Tre giorni e mezzo. Si è trattato del momento più personale della mia esperienza, durante il quale combattevo con i difficili postumi dell’intervento. Purtroppo per gli infermieri sono stato perfettamente sveglio per tutto il tempo e non credo di avergli reso facile la vita, ma sono sempre stati vigili, pronti, attenti e, nei limiti delle loro possibilità, premurosi. In questa fase la mia capacità di giudizio si restringe agli immediati dintorni del letto che occupavo, ma posso dire che spesso sono stato assistito più di quanto ci si potrebbe attendere.
Il reparto di Neurochirurgia dopo l’intervento
L’intervento chirurgico ed il tempo trascorso in Terapia Intensiva mi hanno riconsegnato al Reparto in condizioni molto diverse da prima, introducendomi ad un’esperienza completamente diversa che mi ha portato dall’estrema debolezza con dolori muscolari ed articolari diffusi, al ritorno in piedi, ai primi passi assistiti, al recupero dell’autonomia.
In questo periodo ho potuto apprezzare al massimo (sulla mia pelle, è proprio il caso di dirlo) la precisione professionale e la grande umanità di tutto il personale infermieristico, senza eccezioni. Ma soprattutto ho potuto ammirare, non uso un verbo a caso, l’applicazione delle loro capacità professionali sia nelle occasioni di routine, sia in quelle di emergenza durante le quali sono intervenuti presso i degenti che mi erano vicini con prontezza e competenza davvero impressionanti; tutto questo senza mai trascurare la necessità di trattare ognuno secondo la sua peculiarità, con rispetto, cortesia e, aspetto il cui valore non va sottovalutato, simpatia.
Una breve sottolineatura su questo: non mi aspettavo di trovare tanta capacità di sdrammatizzare le situazioni, portando a volte l’ironia e la leggerezza a risultati di autentica, distensiva e salutare comicità, ma senza sconfinare nella superficialità, né mancando mai di rispetto per il malato; modi diversi ed appropriati con il giovane, con l’anziano, con lo straniero, con il sofferente, con il simpatico e con l’antipatico, con l’apprensivo e con l’agitato.

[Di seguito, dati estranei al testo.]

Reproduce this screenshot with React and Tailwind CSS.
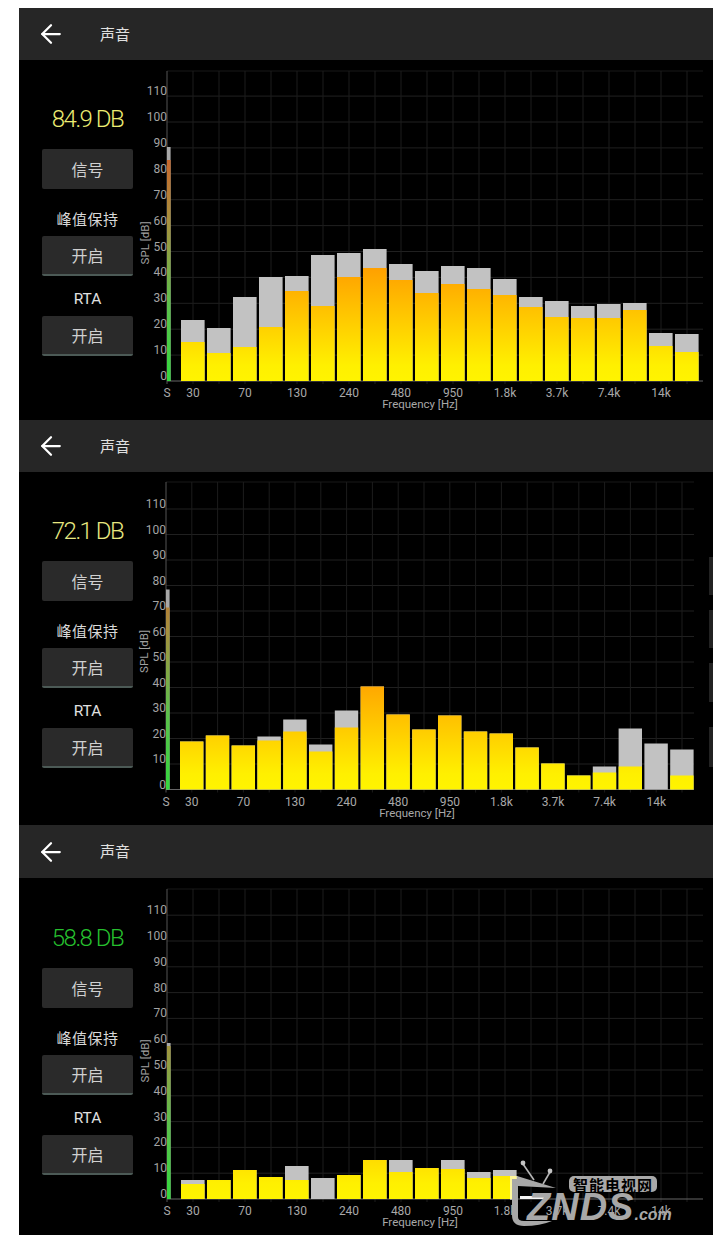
import React from "react";
import { ArrowLeft } from "lucide-react";

const TICKS = [0, 10, 20, 30, 40, 50, 60, 70, 80, 90, 100, 110];
const LABELS = ["S", "30", "70", "130", "240", "480", "950", "1.8k", "3.7k", "7.4k", "14k"];

// each bar is [peak height, live height] in px above the baseline, unit is px per 10 dB
const panels = [
  {
    id: "a",
    headerH: "h-[52px]",
    bodyH: "h-[360px]",
    reading: "84.9 DB",
    readingColor: "text-[#ecec72]",
    shift: "ml-0",
    readingMt: "mt-[44px]",
    axisX: 34,
    pitch: 26,
    baseY: 321,
    unit: 25.9,
    topY: 11,
    right: 570,
    sPeak: 234,
    sLive: 221,
    freqX: 287,
    bars: [
      [61, 39], [53, 28], [84, 34], [104, 54], [105, 90], [126, 75], [128, 104], [132, 113], [117, 101], [110, 88],
      [115, 97], [113, 92], [102, 86], [84, 74], [80, 64], [75, 63], [77, 63], [78, 71], [48, 35], [47, 29],
    ],
  },
  {
    id: "b",
    headerH: "h-[52px]",
    bodyH: "h-[353px]",
    reading: "72.1 DB",
    readingColor: "text-[#e8e880]",
    shift: "-ml-[1px]",
    readingMt: "mt-[44px]",
    axisX: 33,
    pitch: 25.8,
    baseY: 317.5,
    unit: 25.5,
    topY: 10,
    right: 561,
    sPeak: 200,
    sLive: 182,
    freqX: 284,
    tabs: true,
    bars: [
      [48, 48], [54, 54], [44, 44], [53, 49], [70, 58], [45, 38], [79, 62], [103, 103], [75, 75], [60, 60],
      [74, 74], [58, 58], [56, 56], [42, 42], [26, 26], [14, 14], [23, 17], [61, 23], [46, 0], [40, 14],
    ],
  },
  {
    id: "c",
    headerH: "h-[53px]",
    bodyH: "h-[357px]",
    reading: "58.8 DB",
    readingColor: "text-[#26bf2e]",
    shift: "ml-0",
    readingMt: "mt-[45px]",
    axisX: 34,
    pitch: 26,
    baseY: 321,
    unit: 25.8,
    topY: 11,
    right: 570,
    sPeak: 156,
    sLive: 153,
    freqX: 287,
    watermark: true,
    bars: [
      [19, 15], [19, 19], [29, 29], [22, 22], [33, 19], [21, 0], [24, 24], [39, 39], [39, 27], [31, 31],
      [39, 30], [27, 21], [29, 23],
    ],
  },
];

const Spectrum = ({ p }) => {
  const { axisX, pitch, baseY, unit, topY, right, bars } = p;
  const firstGrid = axisX + pitch;
  const count = Math.floor((right - axisX) / pitch);
  const verticals = Array.from({ length: count }, (_, i) => firstGrid + i * pitch);
  const sTop = baseY - p.sPeak;
  const sLiveTop = baseY - p.sLive;
  const tickY = (t) => baseY - (t / 10) * unit;

  return (
    <svg width="580" className="h-full shrink-0" style={{ fontFamily: "Roboto, sans-serif" }}>
      <defs>
        <linearGradient id={`bar-${p.id}`} gradientUnits="userSpaceOnUse" x1="0" x2="0" y1={baseY} y2={baseY - 130}>
          <stop offset="0" stopColor="#fff400" />
          <stop offset="0.12" stopColor="#fff000" />
          <stop offset="1" stopColor="#ff9200" />
        </linearGradient>
        <linearGradient id={`s-${p.id}`} gradientUnits="userSpaceOnUse" x1="0" x2="0" y1={baseY} y2={baseY - 220}>
          <stop offset="0" stopColor="#33d83e" />
          <stop offset="0.35" stopColor="#5cc04c" />
          <stop offset="0.7" stopColor="#a3943f" />
          <stop offset="1" stopColor="#c8682c" />
        </linearGradient>
      </defs>

      {/* grid */}
      <line x1={axisX} x2={right} y1={topY} y2={topY} stroke="#181818" />
      {TICKS.slice(1).map((t) => (
        <line key={t} x1={axisX} x2={right} y1={tickY(t)} y2={tickY(t)} stroke="#202020" />
      ))}
      {verticals.map((x) => (
        <line key={x} x1={x} x2={x} y1={topY} y2={baseY + 3} stroke="#1c1c1c" />
      ))}
      <line x1={axisX} x2={axisX} y1={topY} y2={baseY + 3} stroke="#555" />
      <line x1={axisX} x2={right} y1={baseY} y2={baseY} stroke="#666" />

      {/* signal bar */}
      <rect x={axisX} y={sTop} width="3.6" height={p.sPeak} fill="#a8a8a8" />
      <rect x={axisX} y={sLiveTop} width="3.6" height={p.sLive} fill={`url(#s-${p.id})`} />

      {/* band bars */}
      {bars.map(([peak, live], i) => {
        const x = axisX + 14 + i * pitch;
        return (
          <g key={i}>
            <rect x={x} y={baseY - peak} width={pitch - 2.4} height={peak} fill="#c2c2c2" />
            {live > 0 && <rect x={x} y={baseY - live} width={pitch - 2.4} height={live} fill={`url(#bar-${p.id})`} />}
          </g>
        );
      })}

      {/* axis text */}
      {TICKS.map((t) => (
        <text key={t} x={axisX} y={tickY(t)} dy="-1" textAnchor="end" fontSize="12" fill="#a4a4a4">
          {t}
        </text>
      ))}
      {LABELS.map((label, i) => (
        <text
          key={label}
          x={i === 0 ? axisX : axisX + pitch + (i - 1) * pitch * 2}
          y={baseY + 16}
          textAnchor="middle"
          fontSize="12"
          fill="#a8a8a8"
        >
          {label}
        </text>
      ))}
      <text x={p.freqX} y={baseY + 27} textAnchor="middle" fontSize="11.5" fill="#a8a8a8">
        Frequency [Hz]
      </text>
      <text
        x={axisX - 22}
        y={baseY - 138}
        dy="4"
        textAnchor="middle"
        fontSize="11.5"
        fill="#a0a0a0"
        transform={`rotate(-90 ${axisX - 22} ${baseY - 138})`}
      >
        SPL [dB]
      </text>
    </svg>
  );
};

const Watermark = () => (
  <div className="absolute bottom-[8px] left-[491px] h-[68px] w-[166px]">
    <svg width="166" height="68" className="absolute left-0 top-0">
      <rect x="0" y="17" width="8" height="24" fill="#fff" opacity="0.6" />
      <line x1="13" y1="5" x2="24" y2="21" stroke="#b5b5b5" strokeWidth="1.6" />
      <circle cx="13" cy="4" r="2.4" fill="#c4c4c4" />
      <line x1="40" y1="13" x2="33" y2="25" stroke="#b5b5b5" strokeWidth="1.6" />
      <circle cx="40" cy="12" r="2.4" fill="#c4c4c4" />
      <path d="M7 17 L46 29 L8 27 Z" fill="#a8a8a8" />
      <path d="M2 20 L8 20 L8 58 Q8 62 14 62 L42 62 Q30 67 14 67 Q2 67 2 56 Z" fill="#a8a8a8" />
      <rect x="10" y="37" width="24" height="3" fill="#f4f4f4" />
    </svg>
    <div className="absolute left-[59px] top-[17px] flex h-[16px] w-[88px] items-center justify-center rounded-[5px] bg-[#a8a8a8] font-['Noto_Sans_CJK_SC',sans-serif] text-[15px] font-bold leading-none tracking-[1px] text-black">
      智能电视网
    </div>
    <div className="absolute left-[17px] top-[29px] flex items-baseline font-['Liberation_Sans',sans-serif] font-bold italic leading-none text-[#a8a8a8]">
      <span className="text-[38px] tracking-[1px]">ZNDS</span>
      <span className="text-[16px]">.com</span>
    </div>
  </div>
);

const SideButton = ({ children, underlined }) => (
  <div
    className={`flex h-10 w-[91px] items-center justify-center rounded-[2px] bg-[#2a2a2a] font-['Noto_Sans_CJK_SC',sans-serif] text-[16px] text-[#d0d0d0] ${
      underlined ? "border-b-2 border-[#4c5a56]" : ""
    }`}
  >
    {children}
  </div>
);

const Panel = ({ p }) => (
  <section className="relative">
    <header className={`flex items-center bg-[#262626] text-[#e0e0e0] ${p.headerH}`}>
      <div className={`ml-[17px] flex w-[64px] items-center ${p.shift}`}>
        <ArrowLeft size={30} strokeWidth={1.8} className="text-white" />
      </div>
      <span className="font-['Noto_Sans_CJK_SC',sans-serif] text-[15px]">声音</span>
    </header>
    <div className={`flex bg-black ${p.bodyH}`}>
      <div className={`ml-[23px] flex w-[91px] shrink-0 flex-col items-center ${p.shift}`}>
        <div className={`flex h-[30px] items-center whitespace-nowrap text-[24px] font-light tracking-[-1.5px] ${p.readingMt} ${p.readingColor}`}>
          {p.reading}
        </div>
        <div className="mt-[15px]">
          <SideButton>信号</SideButton>
        </div>
        <div className="mt-[18px] h-[24px] font-['Noto_Sans_CJK_TC',sans-serif] text-[15px] font-normal leading-6 tracking-[0.5px] text-[#d8d8d8]">峰值保持</div>
        <div className="mt-[5px]">
          <SideButton underlined>开启</SideButton>
        </div>
        <div className="mt-[11px] h-[24px] text-[15.5px] font-normal leading-6 text-[#e0e0e0]">RTA</div>
        <div className="mt-[5px]">
          <SideButton underlined>开启</SideButton>
        </div>
      </div>
      <Spectrum p={p} />
    </div>
    {p.tabs && (
      <div className="absolute right-0 top-[137px] flex flex-col">
        <div className="h-[38px] w-[4px] bg-[#222]" />
        <div className="mt-[15px] h-[38px] w-[4px] bg-[#222]" />
        <div className="mt-[15px] h-[39px] w-[4px] bg-[#222]" />
        <div className="mt-[25px] h-[40px] w-[4px] bg-[#222]" />
      </div>
    )}
    {p.watermark && <Watermark />}
  </section>
);

export default function App() {
  return (
    <div lang="zh-CN" className="h-[1260px] w-[720px] overflow-hidden bg-white pl-[19px] pr-[7px] pt-2 font-['Roboto','Noto_Sans_CJK_SC',sans-serif]">
      {panels.map((p) => (
        <Panel key={p.id} p={p} />
      ))}
    </div>
  );
}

Non credo che sia un caso.
Chi vive in ambienti di lavoro difficili conosce il valore di un atteggiamento positivo in ogni situazione, anche le più drammatiche; credo che questo sia il risultato di una buona scuola e di un’altrettanto buona organizzazione che sprona ognuno a dare il meglio di sé; posso testimoniare che lo fanno e che lo fanno molto bene.

Ora che la visita di controllo ha dimostrato il felice esito di questa vicenda, ho sentito la necessità di testimoniare ammirazione e gratitudine a tutti coloro che hanno aiutato me e tanti altri a riprendere il proprio percorso; spero che vogliate riportare loro il mio apprezzamento ed il desiderio di dare un senso positivo alle capacità che mi hanno restituito.